Behind those policies lay another assumption: that 100,000 hours of paid work was the normal lot of mankind, even our entitlement, being roughly 47 hours a week, including overtime, for 47 weeks a year for 47 years. One working person per household, usually but not necessarily the male, would then provide an economic base for the population, leaving a small gap of a few years at the end of a working life to be covered by a pension of one sort or another. The work organisation came to be thought of as the primary community in society, responsible for collecting the bulk of the taxes on income, for providing people with financial security and training for their work, time for rest and recreation, and protection from dangerous or unhealthy work. It all made for a tidy society, with people in predictable boxes, leading tidy lives.

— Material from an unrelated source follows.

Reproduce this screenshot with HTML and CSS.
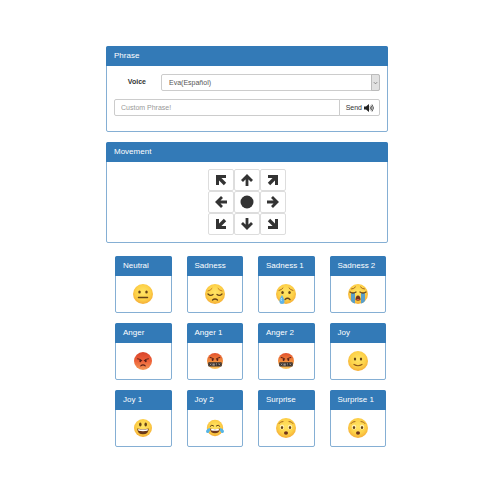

The reality was always a little more untidy than the dream, but the last 10 years of the century have finally exploded the myth. Work has, to a large extent, been reinvented in the industrialised societies, which are no longer, of course, industrialised, even if we pretend to ourselves that little has really changed, that our children will still get jobs with pensions at the end of them and that life can be conveniently arranged as a sequence of education, work, family and retirement, with governments committed to finding ways of providing jobs for all who want them, and even for those who don't want them.
If governments are going to develop economic, social and educational policies that really work in the next century and if we, as individuals, are going to have any chance of a decent life, then it is crucial that we start thinking of work as it really is and not as what it has been for most of this century.
The first thing that has happened is that jobs and economic growth have become disentangled. Largely because of the new information technologies, we have entered a period of jobless growth. In the UK, between 1970 and 1995, GDP per head grew by nearly 60 per cent but employment was 4 per cent down. It was much the same in the rest of Europe. Even in America, which boasted of its new jobs, GDP grew by 50 per cent in this period, while employment rose by only half that. In the weightless world of the new economy, it seems more than probable that countries can now get richer without more people working, or, more likely, with some working more and more working less.
The second change is the dramatic reduction in full-time jobs because of the flexibility that businesses now need to cope with an ever-changing market place. If one adds together the growing number of part-timers, temporary workers, and self-employed, as well as those on employment schemes or looking for work, the dramatic conclusion is that less than half of the workforce in Europe today is in what used to be the normal, full-time job. For more than half the people, a job today is not what their parents meant by a job.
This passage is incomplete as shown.